Sweta feels that cover artistes try to create a magic and add new flavors in the songs. As a young artist, she tries to mix music and give some western touches to the covers she does in her own style.
Sweta sees herself as a successful entrepreneur and she wants to take singing and business in a parallel way. Sweta’s new cover songs are hitting Youtube on August. Collaborating with other artistes she is doing covering different songs in Channel Arbitrary show ‘Me and My Guitar’.
Passion Creates Path
Inspired by Hannah Montana and Disney Movies, she always wanted people to watch her sing and dance. Surakshya Malla takes her dad and brother as her biggest inspirations. She remembers that her father liked her voice so much while she was singing a song ‘Fulko Akhama Fulai Sansara’ at her school.

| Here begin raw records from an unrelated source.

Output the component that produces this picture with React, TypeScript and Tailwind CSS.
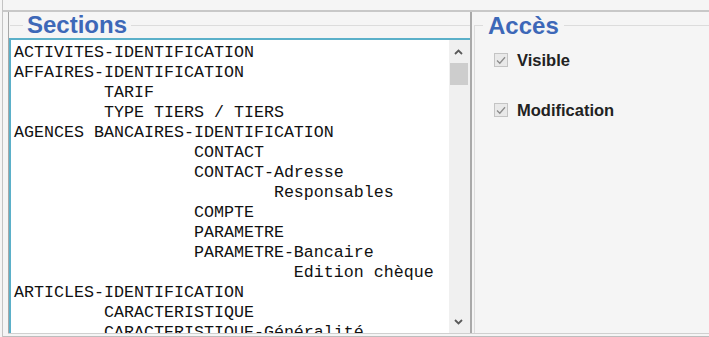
import React from "react";

const lines: [number, string][] = [
  [0, "ACTIVITES-IDENTIFICATION"],
  [0, "AFFAIRES-IDENTIFICATION"],
  [9, "TARIF"],
  [9, "TYPE TIERS / TIERS"],
  [0, "AGENCES BANCAIRES-IDENTIFICATION"],
  [18, "CONTACT"],
  [18, "CONTACT-Adresse"],
  [26, "Responsables"],
  [18, "COMPTE"],
  [18, "PARAMETRE"],
  [18, "PARAMETRE-Bancaire"],
  [28, "Edition chèque"],
  [0, "ARTICLES-IDENTIFICATION"],
  [9, "CARACTERISTIQUE"],
  [9, "CARACTERISTIQUE-Généralité"],
];

function Check({ label }: { label: string }) {
  return (
    <div className="flex items-center h-[20px]">
      <div className="w-[14px] h-[14px] border border-[#c4c4c4] bg-[#e9e9e9] flex items-center justify-center">
        <svg width="12" height="12" viewBox="0 0 12 12">
          <path d="M2 6.5 L4.8 9.2 L10 3.2" fill="none" stroke="#8c8c8c" strokeWidth="1.3" />
        </svg>
      </div>
      <span
        className="ml-[9px] text-[16.5px] font-bold text-[#222] leading-[20px]"
        style={{ fontFamily: '"Liberation Sans", Arial, sans-serif' }}
      >
        {label}
      </span>
    </div>
  );
}

export default function App() {
  return (
    <div
      className="w-[709px] h-[337px] bg-[#f5f5f5] overflow-hidden flex"
      style={{ fontFamily: '"Liberation Sans", Arial, sans-serif' }}
    >
      <div className="ml-[2px] border-l border-[#c4c4c4] flex-1 flex flex-col">
        <div className="h-[10px] shrink-0" />
        <div className="border-t-2 border-[#c8c8c8] flex-1 flex flex-col">
          <div className="flex h-[322px] shrink-0 border-b border-[#d0d0d0] ml-[5px]">
            {/* Left panel */}
            <div className="w-[464px] border-l border-[#a8a8a8] border-r-2 border-r-[#a9a9a9] flex flex-col">
              <div className="h-[26px] flex items-center shrink-0">
                <div className="ml-[1px] w-[13px] h-px bg-[#dcdcdc]" />
                <span className="px-[4px] text-[24px] leading-[24px] font-bold text-[#3d68b8]">Sections</span>
                <div className="flex-1 h-px bg-[#dcdcdc]" />
              </div>
              <div className="flex-1 flex border-t-2 border-l-2 border-[#5bb0c9] bg-white min-h-0 overflow-hidden">
                <div
                  className="flex-1 pl-[3px] pt-[3px] text-[16.67px] leading-[20px] text-[#111] whitespace-pre overflow-hidden"
                  style={{ fontFamily: '"Liberation Mono", "Courier New", monospace' }}
                >
                  {lines.map(([ind, t], i) => (
                    <div key={i} className="h-[20px]">
                      {" ".repeat(ind) + t}
                    </div>
                  ))}
                </div>
                <div className="w-[21px] bg-[#f0f0f0] flex flex-col items-center shrink-0">
                  <div className="h-[23px] w-full flex items-center justify-center pr-[2px]">
                    <svg width="9" height="6" viewBox="0 0 9 6">
                      <path d="M1 5 L4.5 1.5 L8 5" fill="none" stroke="#5a5a5a" strokeWidth="1.8" />
                    </svg>
                  </div>
                  <div className="w-[18px] h-[22px] bg-[#cdcdcd] mr-[2px]" />
                  <div className="flex-1" />
                  <div className="h-[22px] w-full flex items-center justify-center pr-[2px]">
                    <svg width="9" height="6" viewBox="0 0 9 6">
                      <path d="M1 1 L4.5 4.5 L8 1" fill="none" stroke="#5a5a5a" strokeWidth="1.8" />
                    </svg>
                  </div>
                </div>
              </div>
            </div>
            {/* Right panel */}
            <div className="flex-1 pl-[2px] flex flex-col">
              <div className="h-[26px] flex items-center shrink-0 pt-[1px]">
                <div className="w-[9px] h-px bg-[#dcdcdc]" />
                <span className="px-[5px] text-[24px] leading-[24px] font-bold text-[#3d68b8]">Accès</span>
                <div className="flex-1 h-px bg-[#dcdcdc]" />
              </div>
              <div className="flex-1 border-l border-[#dcdcdc] -mt-[13px] pt-[25px] pl-[19px] flex flex-col gap-[30px]">
                <Check label="Visible" />
                <Check label="Modification" />
              </div>
            </div>
          </div>
          <div className="h-[2px] shrink-0" />
          <div className="h-px bg-[#bdbdbd] shrink-0" />
        </div>
      </div>
    </div>
  );
}
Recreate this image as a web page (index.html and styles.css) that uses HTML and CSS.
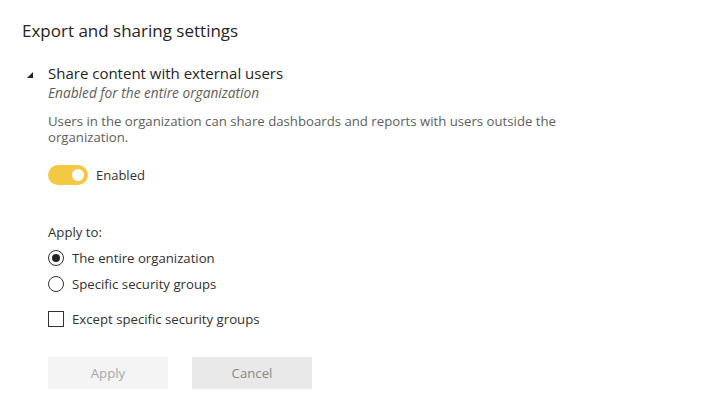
FILE: index.html
```html
<!DOCTYPE html>
<html lang="en">
<head>
<meta charset="utf-8">
<title>Export and sharing settings</title>
<link rel="stylesheet" href="styles.css">
</head>
<body>
<div class="page">
  <h1 class="title">Export and sharing settings</h1>
  <div class="setting">
    <div class="setting-head">
      <svg class="caret" width="6" height="6" viewBox="0 0 6 6" aria-hidden="true"><polygon points="6,0 6,6 0,6" fill="#252423"/></svg>
      <span class="setting-name">Share content with external users</span>
    </div>
    <div class="setting-body">
      <div class="status">Enabled for the entire organization</div>
      <p class="desc">Users in the organization can share dashboards and reports with users outside the organization.</p>
      <div class="toggle-row">
        <span class="toggle"><span class="knob"></span></span>
        <span class="toggle-label">Enabled</span>
      </div>
      <div class="apply-label">Apply to:</div>
      <div class="choices">
        <div class="choice"><span class="radio checked"></span><span>The entire organization</span></div>
        <div class="choice"><span class="radio"></span><span>Specific security groups</span></div>
      </div>
      <div class="choice check-row"><span class="checkbox"></span><span>Except specific security groups</span></div>
      <div class="buttons">
        <button class="btn btn-apply" type="button">Apply</button>
        <button class="btn btn-cancel" type="button">Cancel</button>
      </div>
    </div>
  </div>
</div>
</body>
</html>
```
FILE: styles.css
```css
html, body {
  margin: 0;
  padding: 0;
  background: #ffffff;
}
body {
  font-family: "Open Sans", "Noto Sans", sans-serif;
  color: #323130;
}
.page {
  padding: 19px 22px 0 22px;
}
.title {
  margin: 0;
  font-size: 17px;
  font-weight: 400;
  line-height: 24px;
  color: #252423;
}
.setting {
  margin-top: 20px;
}
.setting-head {
  display: flex;
  align-items: center;
  height: 21px;
}
.caret {
  margin-left: 5px;
  margin-right: 15px;
  margin-top: 2px;
}
.setting-name {
  font-size: 15px;
  line-height: 21px;
  color: #252423;
}
.setting-body {
  padding-left: 26px;
}
.status {
  font-size: 13.7px;
  font-style: italic;
  line-height: 18px;
  color: #605e5c;
}
.desc {
  margin: 12px 0 0 0;
  width: 530px;
  font-size: 13.2px;
  line-height: 15.5px;
  color: #605e5c;
}
.toggle-row {
  display: flex;
  align-items: center;
  margin-top: 20px;
  height: 20px;
}
.toggle {
  display: flex;
  align-items: center;
  justify-content: flex-end;
  box-sizing: border-box;
  width: 40px;
  height: 20px;
  padding-right: 4px;
  border-radius: 10px;
  background: #f3c843;
}
.knob {
  width: 12px;
  height: 12px;
  border-radius: 50%;
  background: #ffffff;
}
.toggle-label {
  margin-left: 8px;
  font-size: 13px;
  color: #323130;
}
.apply-label {
  margin-top: 37px;
  font-size: 13.2px;
  line-height: 20px;
}
.choices {
  margin-top: 3px;
}
.choice {
  display: flex;
  align-items: center;
  height: 26px;
  font-size: 13.2px;
  gap: 8px;
}
.radio {
  box-sizing: border-box;
  width: 16px;
  height: 16px;
  border: 1px solid #323130;
  border-radius: 50%;
  display: flex;
  align-items: center;
  justify-content: center;
}
.radio.checked::after {
  content: "";
  width: 8px;
  height: 8px;
  border-radius: 50%;
  background: #252423;
}
.check-row {
  margin-top: 9px;
}
.checkbox {
  box-sizing: border-box;
  width: 16px;
  height: 16px;
  border: 1px solid #323130;
}
.buttons {
  display: flex;
  gap: 24px;
  margin-top: 25px;
}
.btn {
  width: 120px;
  height: 32px;
  border: none;
  padding: 0;
  font-family: inherit;
  font-size: 13.2px;
}
.btn-apply {
  background: #f4f4f4;
  color: #a6a6a6;
}
.btn-cancel {
  background: #e9e9e9;
  color: #8a8886;
}
```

After getting recognized by her own dad, she started taking guitar classes with her brother at her home. The likes and comments on her first Youtube cover five years ago inspired her more to sing. She has already covered more than a dozen old Nepali and English songs. After being recognized by local bands, she started performing gigs for different pubs of Kathmandu Valley.
As Surakshya was getting better with each live performance, she had to limit her late night shows as people started commenting on her “character”. This never led her down as she is planning to release new cover songs this year, and is also working hard on her originals.
Surakshya has her own YouTube channel and her cover on ‘Ukali Ma Aghi Aghi’ has already crossed 100,000 views. Most of the artistes choose old songs to cover because the number of audiences that love evergreen old songs is overwhelming, she said.
Surakshya sees herself as a successful singer in the near future. She requests people to not to take music as a low grade profession. “Singing at pubs doesn’t make music a low grade profession. People should respect artistes for their hard work and dedication,” she said.